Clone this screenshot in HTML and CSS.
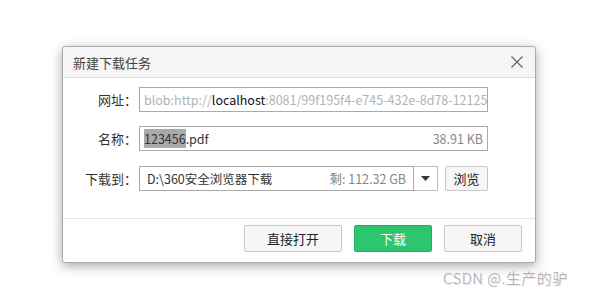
FILE: index.html
```html
<!DOCTYPE html>
<html lang="zh-CN">
<head>
    <meta charset="UTF-8">
    <title>新建下载任务</title>
    <link rel="stylesheet" href="styles.css">
</head>
<body>
    <div class="dialog">
        <div class="dialog-header">
            <span class="dialog-title">新建下载任务</span>
            <svg class="close" width="12" height="12" viewBox="0 0 12 12">
                <path d="M0.5 0.5L11.5 11.5M11.5 0.5L0.5 11.5" stroke="#666" stroke-width="1.2" fill="none"/>
            </svg>
        </div>
        <div class="dialog-body">
            <div class="row">
                <label class="label">网址：</label>
                <div class="field url">blob:http://<span class="host">localhost</span>:8081/99f195f4-e745-432e-8d78-12125</div>
            </div>
            <div class="row">
                <label class="label">名称：</label>
                <div class="field name">
                    <span><span class="sel">123456</span>.pdf</span>
                    <span class="meta">38.91 KB</span>
                </div>
            </div>
            <div class="row">
                <label class="label">下载到：</label>
                <div class="field path">
                    <span>D:\360安全浏览器下载</span>
                    <span class="meta">剩: 112.32 GB</span>
                </div>
                <div class="dropdown">
                    <svg width="9" height="5" viewBox="0 0 9 5"><path d="M0 0H9L4.5 5Z" fill="#333"/></svg>
                </div>
                <button class="btn small">浏览</button>
            </div>
        </div>
        <div class="dialog-footer">
            <button class="btn wide">直接打开</button>
            <button class="btn primary">下载</button>
            <button class="btn">取消</button>
        </div>
    </div>
    <div class="watermark">CSDN @.生产的驴</div>
</body>
</html>
```

FILE: styles.css
```css
body {
    margin: 0;
    width: 610px;
    height: 298px;
    background-color: #fff;
    font-family: "Noto Sans CJK SC", "Liberation Sans", sans-serif;
    font-size: 13px;
    color: #333;
    position: relative;
    overflow: hidden;
}
.dialog {
    margin: 46px 0 0 62px;
    width: 472px;
    height: 215px;
    border: 1px solid #a9a9a9;
    border-radius: 3px;
    background-color: #fff;
    box-shadow: 0 3px 12px rgba(0, 0, 0, 0.35);
    display: flex;
    flex-direction: column;
}
.dialog-header {
    height: 30px;
    flex-shrink: 0;
    background-color: #f5f5f5;
    border-bottom: 1px solid #dcdcdc;
    border-radius: 3px 3px 0 0;
    display: flex;
    align-items: center;
    justify-content: space-between;
    padding: 0 12px 0 10px;
}
.dialog-title {
    color: #444;
    font-size: 13px;
}
.dialog-body {
    height: 141px;
    flex-shrink: 0;
    padding-top: 9px;
    border-bottom: 1px solid #e6e6e6;
    box-sizing: border-box;
}
.row {
    display: flex;
    align-items: center;
    height: 25px;
    margin-bottom: 14px;
}
.row:last-child {
    margin-bottom: 0;
}
.row:nth-child(2) {
    margin-bottom: 15px;
}
.label {
    width: 74px;
    text-align: right;
    margin-right: 2px;
    color: #333;
}
.field {
    box-sizing: border-box;
    height: 25px;
    border: 1px solid #a9a9a9;
    display: flex;
    align-items: center;
    justify-content: space-between;
    padding: 0 4px;
    white-space: nowrap;
    overflow: hidden;
    font-size: 12.5px;
}
.url,
.name {
    width: 349px;
}
.url {
    color: #b3b3b3;
    justify-content: flex-start;
}
.host {
    color: #111;
}
.name {
    color: #333;
}
.sel {
    background-color: #aaa;
}
.meta {
    color: #888;
}
.path {
    width: 275px;
    padding: 0 7px;
    color: #333;
}
.dropdown {
    box-sizing: border-box;
    width: 24px;
    height: 25px;
    border: 1px solid #bdbdbd;
    border-left: none;
    display: flex;
    align-items: center;
    justify-content: center;
}
.btn {
    box-sizing: border-box;
    width: 78px;
    height: 27px;
    border: 1px solid #c8c8c8;
    border-radius: 2px;
    background-color: #f6f6f6;
    font-family: inherit;
    font-size: 13px;
    color: #222;
    padding: 0;
    cursor: pointer;
}
.btn.small {
    width: 43px;
    height: 25px;
    margin-left: 7px;
}
.btn.wide {
    width: 98px;
}
.btn.primary {
    background-color: #2ec56f;
    border-color: #25ad5f;
    color: #fff;
}
.dialog-footer {
    flex: 1;
    display: flex;
    justify-content: flex-end;
    align-items: flex-start;
    gap: 12px;
    padding: 6px 13px 0 0;
}
.watermark {
    position: absolute;
    left: 443px;
    top: 267px;
    font-size: 15px;
    font-weight: 300;
    color: #a8a8a8;
    text-shadow: 1px 1px 1px rgba(0, 0, 0, 0.12);
    letter-spacing: 0.5px;
}
```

──────────────────────────────

Transcribe the listing above verbatim. Omit the pictures.

The reply ->
Clone this screenshot in HTML and CSS.
FILE: index.html
```html
<!DOCTYPE html>
<html lang="zh-CN">
<head>
    <meta charset="UTF-8">
    <title>新建下载任务</title>
    <link rel="stylesheet" href="styles.css">
</head>
<body>
    <div class="dialog">
        <div class="dialog-header">
            <span class="dialog-title">新建下载任务</span>
            <svg class="close" width="12" height="12" viewBox="0 0 12 12">
                <path d="M0.5 0.5L11.5 11.5M11.5 0.5L0.5 11.5" stroke="#666" stroke-width="1.2" fill="none"/>
            </svg>
        </div>
        <div class="dialog-body">
            <div class="row">
                <label class="label">网址：</label>
                <div class="field url">blob:http://<span class="host">localhost</span>:8081/99f195f4-e745-432e-8d78-12125</div>
            </div>
            <div class="row">
                <label class="label">名称：</label>
                <div class="field name">
                    <span><span class="sel">123456</span>.pdf</span>
                    <span class="meta">38.91 KB</span>
                </div>
            </div>
            <div class="row">
                <label class="label">下载到：</label>
                <div class="field path">
                    <span>D:\360安全浏览器下载</span>
                    <span class="meta">剩: 112.32 GB</span>
                </div>
                <div class="dropdown">
                    <svg width="9" height="5" viewBox="0 0 9 5"><path d="M0 0H9L4.5 5Z" fill="#333"/></svg>
                </div>
                <button class="btn small">浏览</button>
            </div>
        </div>
        <div class="dialog-footer">
            <button class="btn wide">直接打开</button>
            <button class="btn primary">下载</button>
            <button class="btn">取消</button>
        </div>
    </div>
    <div class="watermark">CSDN @.生产的驴</div>
</body>
</html>
```

FILE: styles.css
```css
body {
    margin: 0;
    width: 610px;
    height: 298px;
    background-color: #fff;
    font-family: "Noto Sans CJK SC", "Liberation Sans", sans-serif;
    font-size: 13px;
    color: #333;
    position: relative;
    overflow: hidden;
}
.dialog {
    margin: 46px 0 0 62px;
    width: 472px;
    height: 215px;
    border: 1px solid #a9a9a9;
    border-radius: 3px;
    background-color: #fff;
    box-shadow: 0 3px 12px rgba(0, 0, 0, 0.35);
    display: flex;
    flex-direction: column;
}
.dialog-header {
    height: 30px;
    flex-shrink: 0;
    background-color: #f5f5f5;
    border-bottom: 1px solid #dcdcdc;
    border-radius: 3px 3px 0 0;
    display: flex;
    align-items: center;
    justify-content: space-between;
    padding: 0 12px 0 10px;
}
.dialog-title {
    color: #444;
    font-size: 13px;
}
.dialog-body {
    height: 141px;
    flex-shrink: 0;
    padding-top: 9px;
    border-bottom: 1px solid #e6e6e6;
    box-sizing: border-box;
}
.row {
    display: flex;
    align-items: center;
    height: 25px;
    margin-bottom: 14px;
}
.row:last-child {
    margin-bottom: 0;
}
.row:nth-child(2) {
    margin-bottom: 15px;
}
.label {
    width: 74px;
    text-align: right;
    margin-right: 2px;
    color: #333;
}
.field {
    box-sizing: border-box;
    height: 25px;
    border: 1px solid #a9a9a9;
    display: flex;
    align-items: center;
    justify-content: space-between;
    padding: 0 4px;
    white-space: nowrap;
    overflow: hidden;
    font-size: 12.5px;
}
.url,
.name {
    width: 349px;
}
.url {
    color: #b3b3b3;
    justify-content: flex-start;
}
.host {
    color: #111;
}
.name {
    color: #333;
}
.sel {
    background-color: #aaa;
}
.meta {
    color: #888;
}
.path {
    width: 275px;
    padding: 0 7px;
    color: #333;
}
.dropdown {
    box-sizing: border-box;
    width: 24px;
    height: 25px;
    border: 1px solid #bdbdbd;
    border-left: none;
    display: flex;
    align-items: center;
    justify-content: center;
}
.btn {
    box-sizing: border-box;
    width: 78px;
    height: 27px;
    border: 1px solid #c8c8c8;
    border-radius: 2px;
    background-color: #f6f6f6;
    font-family: inherit;
    font-size: 13px;
    color: #222;
    padding: 0;
    cursor: pointer;
}
.btn.small {
    width: 43px;
    height: 25px;
    margin-left: 7px;
}
.btn.wide {
    width: 98px;
}
.btn.primary {
    background-color: #2ec56f;
    border-color: #25ad5f;
    color: #fff;
}
.dialog-footer {
    flex: 1;
    display: flex;
    justify-content: flex-end;
    align-items: flex-start;
    gap: 12px;
    padding: 6px 13px 0 0;
}
.watermark {
    position: absolute;
    left: 443px;
    top: 267px;
    font-size: 15px;
    font-weight: 300;
    color: #a8a8a8;
    text-shadow: 1px 1px 1px rgba(0, 0, 0, 0.12);
    letter-spacing: 0.5px;
}
```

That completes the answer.